Objective: Copy nothing but the text: reproduce each line of the listing exactly and leave the pictures out.

Dataset extract:
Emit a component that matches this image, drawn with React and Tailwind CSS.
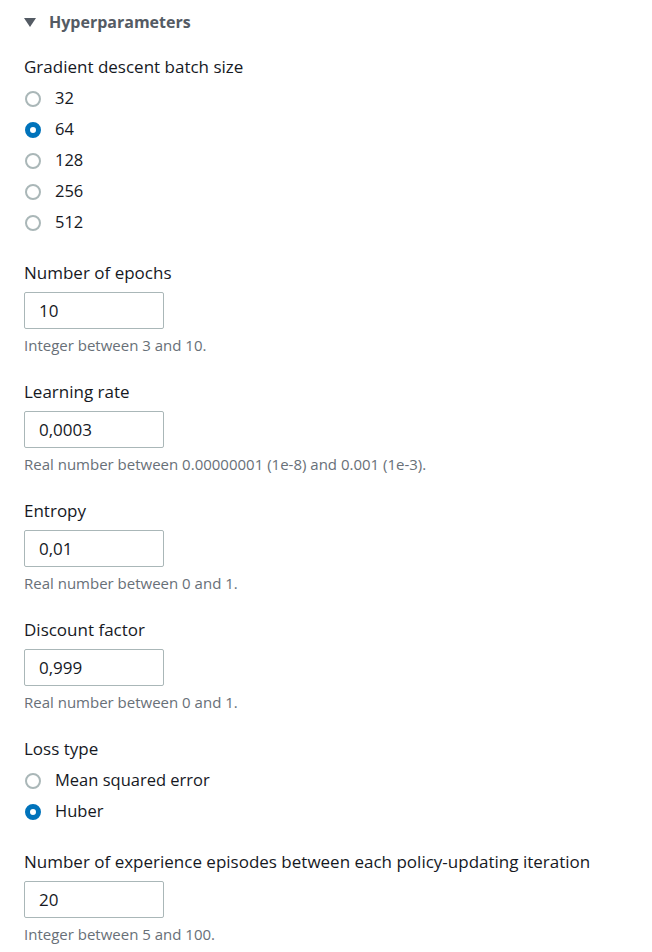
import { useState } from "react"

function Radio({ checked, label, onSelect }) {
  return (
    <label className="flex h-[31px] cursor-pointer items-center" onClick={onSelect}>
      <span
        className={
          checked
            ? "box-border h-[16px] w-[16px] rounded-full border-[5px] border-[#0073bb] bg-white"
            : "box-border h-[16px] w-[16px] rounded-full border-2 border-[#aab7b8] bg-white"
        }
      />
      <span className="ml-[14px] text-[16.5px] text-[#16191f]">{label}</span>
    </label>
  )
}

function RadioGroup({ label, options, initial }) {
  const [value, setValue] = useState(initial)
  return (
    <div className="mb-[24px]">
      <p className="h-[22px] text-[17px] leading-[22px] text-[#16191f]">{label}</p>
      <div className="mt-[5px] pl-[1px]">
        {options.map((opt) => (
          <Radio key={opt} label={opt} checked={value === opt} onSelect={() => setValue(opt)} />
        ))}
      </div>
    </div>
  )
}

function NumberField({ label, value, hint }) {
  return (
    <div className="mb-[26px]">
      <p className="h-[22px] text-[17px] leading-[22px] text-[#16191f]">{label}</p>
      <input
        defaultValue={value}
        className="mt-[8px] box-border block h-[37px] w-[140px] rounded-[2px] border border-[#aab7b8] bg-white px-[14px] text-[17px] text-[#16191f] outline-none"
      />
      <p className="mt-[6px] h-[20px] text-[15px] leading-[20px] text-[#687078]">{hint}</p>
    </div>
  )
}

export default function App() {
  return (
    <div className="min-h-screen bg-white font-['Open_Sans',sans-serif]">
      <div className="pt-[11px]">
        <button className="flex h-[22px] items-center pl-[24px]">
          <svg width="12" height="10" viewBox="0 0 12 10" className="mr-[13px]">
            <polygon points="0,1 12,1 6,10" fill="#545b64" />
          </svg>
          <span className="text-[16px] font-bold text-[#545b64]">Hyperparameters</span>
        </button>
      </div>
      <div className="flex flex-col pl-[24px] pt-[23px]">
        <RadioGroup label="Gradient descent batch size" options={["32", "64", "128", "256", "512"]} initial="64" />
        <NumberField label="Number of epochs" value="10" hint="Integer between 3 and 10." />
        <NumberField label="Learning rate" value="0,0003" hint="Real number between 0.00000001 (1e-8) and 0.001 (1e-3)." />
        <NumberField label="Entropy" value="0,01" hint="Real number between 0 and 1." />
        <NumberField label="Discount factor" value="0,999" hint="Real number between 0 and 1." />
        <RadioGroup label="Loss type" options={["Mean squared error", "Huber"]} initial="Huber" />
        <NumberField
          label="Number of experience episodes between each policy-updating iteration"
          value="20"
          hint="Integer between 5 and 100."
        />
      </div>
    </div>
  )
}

Solved exercise:
Emit a component that matches this image, drawn with React and Tailwind CSS.
import { useState } from "react"

function Radio({ checked, label, onSelect }) {
  return (
    <label className="flex h-[31px] cursor-pointer items-center" onClick={onSelect}>
      <span
        className={
          checked
            ? "box-border h-[16px] w-[16px] rounded-full border-[5px] border-[#0073bb] bg-white"
            : "box-border h-[16px] w-[16px] rounded-full border-2 border-[#aab7b8] bg-white"
        }
      />
      <span className="ml-[14px] text-[16.5px] text-[#16191f]">{label}</span>
    </label>
  )
}

function RadioGroup({ label, options, initial }) {
  const [value, setValue] = useState(initial)
  return (
    <div className="mb-[24px]">
      <p className="h-[22px] text-[17px] leading-[22px] text-[#16191f]">{label}</p>
      <div className="mt-[5px] pl-[1px]">
        {options.map((opt) => (
          <Radio key={opt} label={opt} checked={value === opt} onSelect={() => setValue(opt)} />
        ))}
      </div>
    </div>
  )
}

function NumberField({ label, value, hint }) {
  return (
    <div className="mb-[26px]">
      <p className="h-[22px] text-[17px] leading-[22px] text-[#16191f]">{label}</p>
      <input
        defaultValue={value}
        className="mt-[8px] box-border block h-[37px] w-[140px] rounded-[2px] border border-[#aab7b8] bg-white px-[14px] text-[17px] text-[#16191f] outline-none"
      />
      <p className="mt-[6px] h-[20px] text-[15px] leading-[20px] text-[#687078]">{hint}</p>
    </div>
  )
}

export default function App() {
  return (
    <div className="min-h-screen bg-white font-['Open_Sans',sans-serif]">
      <div className="pt-[11px]">
        <button className="flex h-[22px] items-center pl-[24px]">
          <svg width="12" height="10" viewBox="0 0 12 10" className="mr-[13px]">
            <polygon points="0,1 12,1 6,10" fill="#545b64" />
          </svg>
          <span className="text-[16px] font-bold text-[#545b64]">Hyperparameters</span>
        </button>
      </div>
      <div className="flex flex-col pl-[24px] pt-[23px]">
        <RadioGroup label="Gradient descent batch size" options={["32", "64", "128", "256", "512"]} initial="64" />
        <NumberField label="Number of epochs" value="10" hint="Integer between 3 and 10." />
        <NumberField label="Learning rate" value="0,0003" hint="Real number between 0.00000001 (1e-8) and 0.001 (1e-3)." />
        <NumberField label="Entropy" value="0,01" hint="Real number between 0 and 1." />
        <NumberField label="Discount factor" value="0,999" hint="Real number between 0 and 1." />
        <RadioGroup label="Loss type" options={["Mean squared error", "Huber"]} initial="Huber" />
        <NumberField
          label="Number of experience episodes between each policy-updating iteration"
          value="20"
          hint="Integer between 5 and 100."
        />
      </div>
    </div>
  )
}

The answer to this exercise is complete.